## Supplied material
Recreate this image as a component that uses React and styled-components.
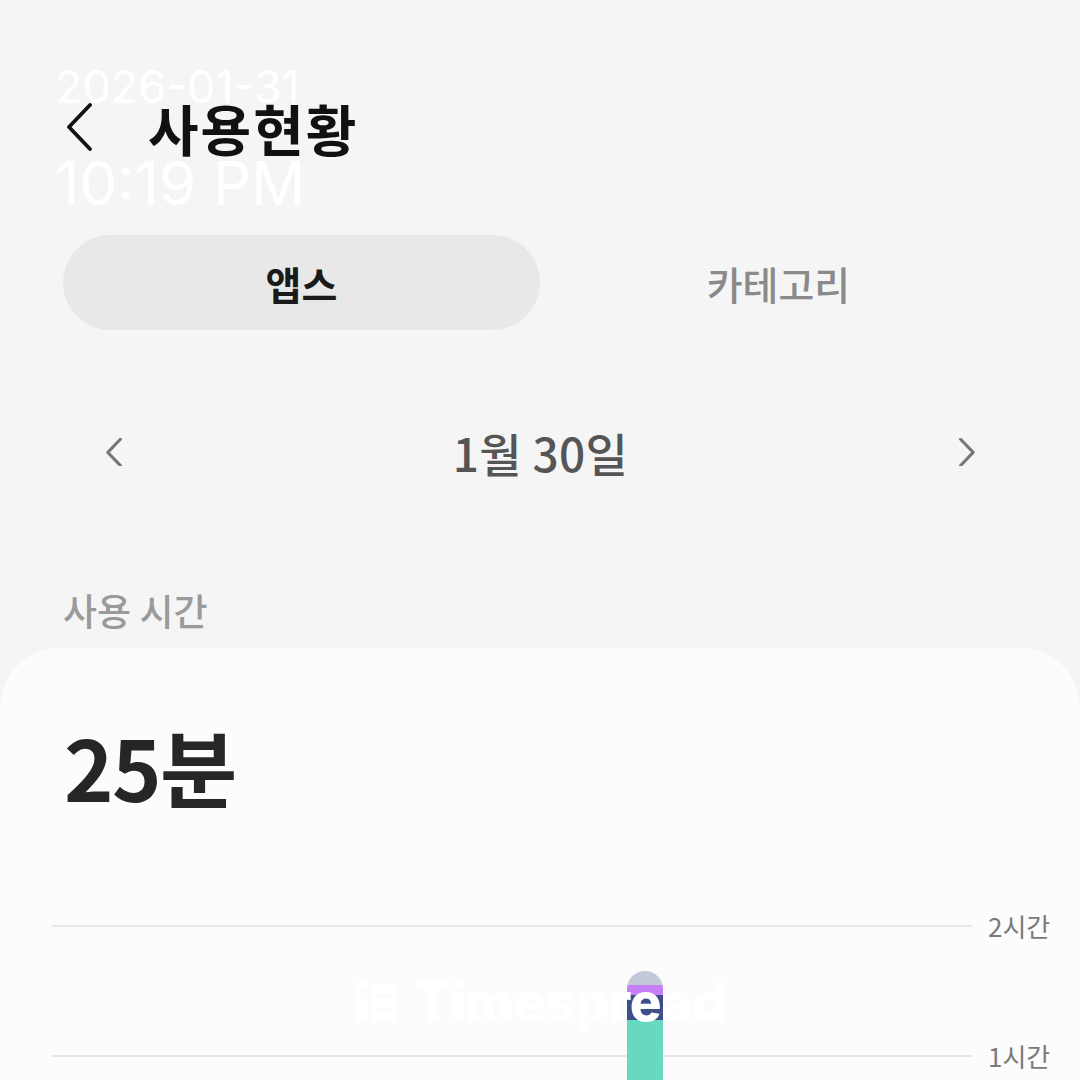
import React from "react";
import styled, { createGlobalStyle } from "styled-components";

const Global = createGlobalStyle`
  html, body { margin: 0; padding: 0; background: #f5f5f5; }
  body { font-family: "Noto Sans CJK KR", "Noto Sans", sans-serif; }
  #root { width: 1080px; height: 1080px; }
`;

const Page = styled.div`
  position: relative;
  width: 1080px;
  height: 1080px;
  overflow: hidden;
  background: #f5f5f5;
  display: flex;
  flex-direction: column;
`;

const Header = styled.header`
  display: flex;
  align-items: center;
  height: 60px;
  margin-top: 97px;
  padding-left: 66px;
  gap: 52px;
`;

const IconButton = styled.button`
  border: 0;
  background: none;
  padding: 0;
  display: flex;
  align-items: center;
  justify-content: center;
  width: ${(p) => p.$w || 30}px;
  height: ${(p) => p.$h || 48}px;
  color: ${(p) => p.$color || "#111"};
`;

const Title = styled.h1`
  margin: 0;
  font-size: 55px;
  font-weight: 700;
  color: #111;
  letter-spacing: 2px;
  line-height: 1;
`;

const Tabs = styled.div`
  display: grid;
  grid-template-columns: 1fr 1fr;
  margin: 78px 63px 0;
  height: 95px;
`;

const Tab = styled.div`
  display: flex;
  align-items: center;
  justify-content: center;
  border-radius: 48px;
  background: ${(p) => (p.$active ? "#e8e8e8" : "transparent")};
  color: ${(p) => (p.$active ? "#1a1a1a" : "#8a8a8a")};
  font-size: 39px;
  font-weight: ${(p) => (p.$active ? 700 : 500)};
`;

const DateNav = styled.div`
  display: flex;
  align-items: center;
  justify-content: space-between;
  height: 80px;
  margin-top: 82px;
  padding: 0 105px 0 106px;
`;

const DateText = styled.div`
  font-size: 46px;
  font-weight: 500;
  color: #555;
  letter-spacing: 0.3px;
`;

const SectionLabel = styled.div`
  margin: 93px 0 0 63px;
  font-size: 37px;
  font-weight: 500;
  color: #9a9a9a;
  line-height: 50px;
`;

const Card = styled.section`
  flex: 1;
  margin-top: 13px;
  background: #fcfcfc;
  border-radius: 60px 60px 0 0;
  padding: 73px 0 0 0;
  display: flex;
  flex-direction: column;
`;

const Total = styled.div`
  margin-left: 64px;
  font-size: 84px;
  font-weight: 600;
  color: #262626;
  line-height: 90px;
  letter-spacing: -1.5px;
`;

const Chart = styled.div`
  position: relative;
  margin-top: 99px;
  display: flex;
  flex-direction: column;
  gap: 98px;
`;

const GridRow = styled.div`
  display: flex;
  align-items: center;
  height: 32px;
  padding-left: 52px;
  gap: 16px;
`;

const GridLine = styled.div`
  width: 920px;
  height: 2px;
  background: #e7e7e7;
`;

const AxisLabel = styled.span`
  font-size: 26px;
  color: #7a7a7a;
  line-height: 1;
`;

const Bar = styled.div`
  position: absolute;
  bottom: -200px;
  width: 36px;
  border-radius: 18px 18px 0 0;
  overflow: hidden;
  display: flex;
  flex-direction: column;
`;

const Segment = styled.div`
  height: ${(p) => p.$h}px;
  background: ${(p) => p.$c};
  flex-shrink: 0;
`;

const Watermark = styled.div`
  position: absolute;
  left: 355px;
  top: 974px;
  display: flex;
  align-items: center;
  gap: 18px;
  color: #ffffff;
  font-family: Inter, "Liberation Sans", sans-serif;
  font-weight: 800;
  font-size: 53px;
  letter-spacing: -0.3px;
  line-height: 56px;
  pointer-events: none;
`;

const Stamp = styled.div`
  position: absolute;
  left: 55px;
  top: 60px;
  color: #ffffff;
  font-family: Inter, "Liberation Sans", sans-serif;
  font-weight: 400;
  display: flex;
  flex-direction: column;
  pointer-events: none;
`;

const StampDate = styled.div`
  font-size: 45px;
  line-height: 54px;
`;

const StampTime = styled.div`
  font-size: 60px;
  line-height: 66px;
  margin-top: 36px;
`;

const Chevron = ({ dir = "left", size = 30, stroke = 3.5 }) => (
  <svg width={size} height={size * 1.6} viewBox="0 0 30 48" fill="none">
    <polyline
      points={dir === "left" ? "24,2 3,24 24,46" : "6,2 27,24 6,46"}
      stroke="currentColor"
      strokeWidth={stroke}
      strokeLinecap="round"
      strokeLinejoin="round"
    />
  </svg>
);

const segments = [
  { h: 14, c: "#c3c9d8" },
  { h: 10, c: "#c580f8" },
  { h: 25, c: "#3e4e8b" },
  { h: 260, c: "#66d9c0" },
];

export default function App() {
  return (
    <>
      <Global />
      <Page>
        <Header>
          <IconButton $w={30} $h={48}>
            <Chevron dir="left" size={30} stroke={3.8} />
          </IconButton>
          <Title>사용현황</Title>
        </Header>

        <Tabs>
          <Tab $active>앱스</Tab>
          <Tab>카테고리</Tab>
        </Tabs>

        <DateNav>
          <IconButton $w={18} $h={29} $color="#777">
            <Chevron dir="left" size={18} stroke={5} />
          </IconButton>
          <DateText>1월 30일</DateText>
          <IconButton $w={18} $h={29} $color="#777">
            <Chevron dir="right" size={18} stroke={5} />
          </IconButton>
        </DateNav>

        <SectionLabel>사용 시간</SectionLabel>

        <Card>
          <Total>25분</Total>
          <Chart>
            <GridRow>
              <GridLine />
              <AxisLabel>2시간</AxisLabel>
            </GridRow>
            <GridRow>
              <GridLine />
              <AxisLabel>1시간</AxisLabel>
            </GridRow>
            <Bar style={{ left: 627, top: 61 }}>
              {segments.map((s, i) => (
                <Segment key={i} $h={s.h} $c={s.c} />
              ))}
            </Bar>
          </Chart>
        </Card>

        <Watermark>
          <svg width="42" height="40" viewBox="0 0 42 40" fill="#fff">
            <rect x="0" y="0" width="12" height="8" rx="1" />
            <rect x="0" y="11" width="12" height="29" rx="1" />
            <rect x="16" y="3" width="26" height="10" rx="1" />
            <rect x="16" y="16" width="26" height="10" rx="1" />
            <rect x="16" y="29" width="26" height="11" rx="1" />
          </svg>
          <span>Timespread</span>
        </Watermark>

        <Stamp>
          <StampDate>2026-01-31</StampDate>
          <StampTime>10:19 PM</StampTime>
        </Stamp>
      </Page>
    </>
  );
}
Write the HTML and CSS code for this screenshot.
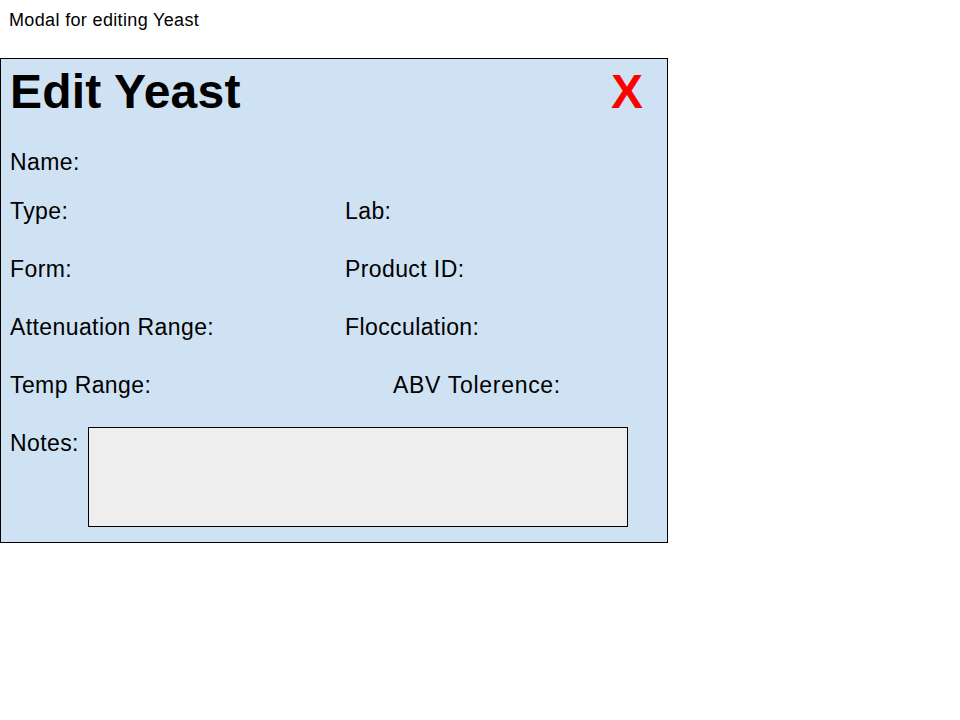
FILE: index.html
```html
<!DOCTYPE html>
<html>
<head>
<meta charset="utf-8">
<link rel="stylesheet" href="styles.css">
</head>
<body>
<div class="caption">Modal for editing Yeast</div>
<div class="modal">
  <div class="title-row">
    <h1 class="title">Edit Yeast</h1>
    <span class="close">X</span>
  </div>
  <div class="field name-row">Name:</div>
  <div class="grid">
    <div class="field">Type:</div>
    <div class="field">Lab:</div>
    <div class="field">Form:</div>
    <div class="field">Product ID:</div>
    <div class="field">Attenuation Range:</div>
    <div class="field">Flocculation:</div>
    <div class="field">Temp Range:</div>
    <div class="field indent">ABV Tolerence:</div>
  </div>
  <div class="notes-row">
    <div class="field notes-label">Notes:</div>
    <div class="notes-box"></div>
  </div>
</div>
</body>
</html>
```
FILE: styles.css
```css
html, body {
  margin: 0;
  padding: 0;
  background: #ffffff;
  font-family: "Liberation Sans", Arial, sans-serif;
  color: #000;
}
.caption {
  font-size: 18px;
  letter-spacing: 0.35px;
  line-height: 20px;
  padding: 10px 9px 0;
}
.modal {
  margin-top: 28px;
  height: 483px;
  width: 657px;
  border: 1px solid #000;
  background: #cfe2f3;
  padding: 0 0 0 9px;
}
.title-row {
  display: flex;
  justify-content: space-between;
  align-items: baseline;
  padding-top: 5px;
  padding-right: 24px;
}
.title {
  margin: 0;
  font-size: 48px;
  letter-spacing: 0.2px;
  line-height: 56px;
  font-weight: bold;
}
.close {
  font-size: 48px;
  line-height: 56px;
  font-weight: bold;
  color: #ff0000;
}
.field {
  font-size: 23px;
  letter-spacing: 0.4px;
  line-height: 26px;
}
.name-row {
  margin-top: 29px;
}
.grid {
  display: grid;
  grid-template-columns: 335px 1fr;
  row-gap: 32px;
  margin-top: 23px;
}
.indent {
  padding-left: 48px;
  letter-spacing: 0.7px;
}
.notes-row {
  display: flex;
  margin-top: 29px;
}
.notes-label {
  margin-top: 3px;
  width: 78px;
}
.notes-box {
  width: 538px;
  height: 98px;
  border: 1px solid #000;
  background: #eeeeee;
}
```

## What the task asks
Each line in the listing above that contains "this" should be copied.

## Solution
Recreate this image as a component that uses React and styled-components.
Write the HTML and CSS code for this screenshot.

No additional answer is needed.